10 marzo 2019

Se questo è un uomo: considerazioni sull’8 marzo due giorni dopo | L'editoriale della domenica


C'era una volta una volpe che un giorno si ritrovò in un vigneto. Dai tralci di vite penzolavano dei grossi grappoli d'uva: gli acini avevano un aspetto delizioso. Così, la volpe, si sollevò sulle zampe posteriori per afferrare qualche grappolo, prese la rincorsa e cercò di raggiungere l'uva saltando più volte senza però riuscirvi. Poiché tutt'intorno a lei si stava radunando una folla di animali curiosi, la volpe, per non fare brutta figura, se ne andò col petto gonfio, esclamando ad alta voce: "Quest'uva è ancora acerba". Spesso, le persone che sminuiscono qualcosa, semplicemente non sono in grado di averlo. L'uomo tende a convincersi delle sue scelte, e aggiusta la propria percezione in base alle convinzioni maturate. È questa la dissonanza cognitiva, un meccanismo mentale umano che consiste nella razionalizzazione dell’irrazionale che viene magistralmente descritta dalla favola di Esopo. Un esperimento famoso fatto a New Haven  nel 2007 dimostrò che anche le scimmie si affezionano alle loro idee e che è istintivo ostinarsi sulle proprie posizioni anche quando si sa che sono assurde. 

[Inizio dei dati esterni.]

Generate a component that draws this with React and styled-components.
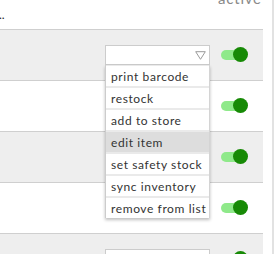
import React from "react";
import styled, { createGlobalStyle } from "styled-components";

const GlobalStyle = createGlobalStyle`
  body {
    margin: 0;
    background: #ffffff;
    font-family: "Lato", "Liberation Sans", sans-serif;
    overflow: hidden;
  }
`;

const Page = styled.div`
  display: flex;
  width: 278px;
  height: 254px;
  overflow: hidden;
`;

const Table = styled.div`
  width: 263px;
  flex-shrink: 0;
  display: flex;
  flex-direction: column;
`;

const Divider = styled.div`
  width: 2px;
  margin-left: 9px;
  background: #e2e2e2;
`;

const Header = styled.div`
  height: 29px;
  flex-shrink: 0;
  border-bottom: 1px solid #cfcfcf;
  position: relative;
`;

const Ellipsis = styled.span`
  position: absolute;
  left: -1px;
  top: 7px;
  font-size: 12px;
  color: #222;
`;

const ActiveLabel = styled.span`
  position: absolute;
  left: 218px;
  top: -11px;
  font-size: 15px;
  color: #8a8a8a;
  letter-spacing: 0.8px;
`;

const Row = styled.div`
  position: relative;
  height: 35px;
  flex-shrink: 0;
  border-bottom: 1px solid #cfcfcf;
  background: ${(p) => (p.$shaded ? "#eeeeee" : "#ffffff")};
  display: flex;
  align-items: flex-start;
  justify-content: flex-end;
  padding: 15px 15px 0 0;
  gap: 11px;
`;

const SelectWrap = styled.div`
  position: relative;
  width: 105px;
`;

const SelectBox = styled.div`
  height: 20px;
  box-sizing: border-box;
  border: 1px solid #cccccc;
  background: #fff;
  display: flex;
  justify-content: flex-end;
  align-items: center;
  padding-right: 3px;
`;

const Menu = styled.ul`
  position: absolute;
  top: 20px;
  left: 0;
  width: 105px;
  margin: 0;
  padding: 0;
  list-style: none;
  background: #eaeaea;
  border-left: 1px solid #cccccc;
  border-right: 1px solid #d4d4d4;
  box-sizing: border-box;
  box-shadow: 0 2px 3px rgba(0, 0, 0, 0.25);
  z-index: 5;
`;

const MenuItem = styled.li`
  height: 20px;
  line-height: 21px;
  margin-top: 2px;
  padding-left: 5px;
  font-size: 12px;
  color: #333;
  letter-spacing: 0.6px;
  background: ${(p) => (p.$active ? "#dddddd" : "#ffffff")};
  white-space: nowrap;

  &:first-child {
    margin-top: 1px;
  }
`;

const Toggle = styled.div`
  position: relative;
  width: 27px;
  height: 15px;
  margin-top: 2px;
  flex-shrink: 0;
`;

const Track = styled.div`
  position: absolute;
  left: 0;
  top: 3px;
  width: 22px;
  height: 10px;
  border-radius: 5px;
  background: #8fe98a;
`;

const Knob = styled.div`
  position: absolute;
  right: 0;
  top: 0;
  width: 15px;
  height: 15px;
  border-radius: 50%;
  background: #178a06;
`;

const Caret = () => (
  <svg width="11" height="9" viewBox="0 0 11 9">
    <path d="M0.7 0.7 H10.3 L5.5 8.3 Z" fill="none" stroke="#9a9a9a" strokeWidth="1" />
  </svg>
);

const actions = [
  "print barcode",
  "restock",
  "add to store",
  "edit item",
  "set safety stock",
  "sync inventory",
  "remove from list",
];

const rows = [0, 1, 2, 3, 4];

export default function App() {
  return (
    <Page>
      <GlobalStyle />
      <Table>
        <Header>
          <Ellipsis>..</Ellipsis>
          <ActiveLabel>active</ActiveLabel>
        </Header>
        {rows.map((r) => (
          <Row key={r} $shaded={r % 2 === 0} style={{ zIndex: r === 0 ? 2 : 1 }}>
            <SelectWrap>
              <SelectBox>{r === 0 && <Caret />}</SelectBox>
              {r === 0 && (
                <Menu>
                  {actions.map((a) => (
                    <MenuItem key={a} $active={a === "edit item"}>
                      {a}
                    </MenuItem>
                  ))}
                </Menu>
              )}
            </SelectWrap>
            <Toggle>
              <Track />
              <Knob />
            </Toggle>
          </Row>
        ))}
      </Table>
      <Divider />
    </Page>
  );
}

Ora noi non vogliamo paragonare il nostro Ministro sig. Matteo Salvini o il nostro Sindaco sig. Massimo Cozzi alle scimmie perché siamo degli animalisti convinti. Entrambi hanno pubblicato   sui loro siti foto di “ragazze di sinistra”, esponendole alla gogna di Facebook. Confessiamo qui  il dubbio che i nostri due campioni del rigore morale ragazze come quelle delle foto da giovani le abbiano molto desiderate, ma mai frequentate: il primo era uno sfigato come ancora oggi quel tale lo definisce, e il secondo non ha goduto della benevolenza della natura.
A quasi centocinquant’anni dai primi movimenti femministi le donne ancora si ritrovano in piazza per denunciare a se stesse e agli uomini la fine di una grossa illusione, o di una grave mistificazione, quella della emancipazione femminile. Anche se oggi è più difficile mettere a nudo i termini attuali della loro oppressione, spesso ancora legata e complicata da residui arcaici e modelli di disuguaglianza chiusi all’interno della famiglia. Dalle uccisioni di donne raccontate ancora ieri l’altro dal Corriere, da parte di uomini (sic) che le “amavano”, scopriamo dunque che la famiglia è il luogo delegato dell’oppressione della donna, della perpetuazione del dominio economico e sessuale maschile. La coppia, i figli, quel nucleo che ai romantici pareva la condizione della felicità, i due cuori e una capanna, e che invece è l’oppressione ridotta all’essenziale. In questa famiglia, ancora oggi la donna è obbligata a guadagnarsi la sopravvivenza con l’approvazione dell’uomo. Può farlo con l’astuzia o con lo scambio della sua sessualità, in questo modo vedendosi negate le fonti di dignità e di rispetto di se stessa che non siano le più triviali.
Probabilmente, non già “Domani le donne”, come sperava la Sullerot!

p.s.
Oltre che con Esopo, abbiamo un debito con Leon Festinger e gli psicologi dell’Università di Yale che hanno esteso gli studi degli effetti della sua teoria alle scimmie. Il dubbio ci viene da Freud. Tutto dobbiamo a Kate Millet, Eva Figes, Robin Norwood, Renata Pisu, Dacia Maraini, Elena Ferrante, e alla a noi carissima Armanda Guiducci. E a P.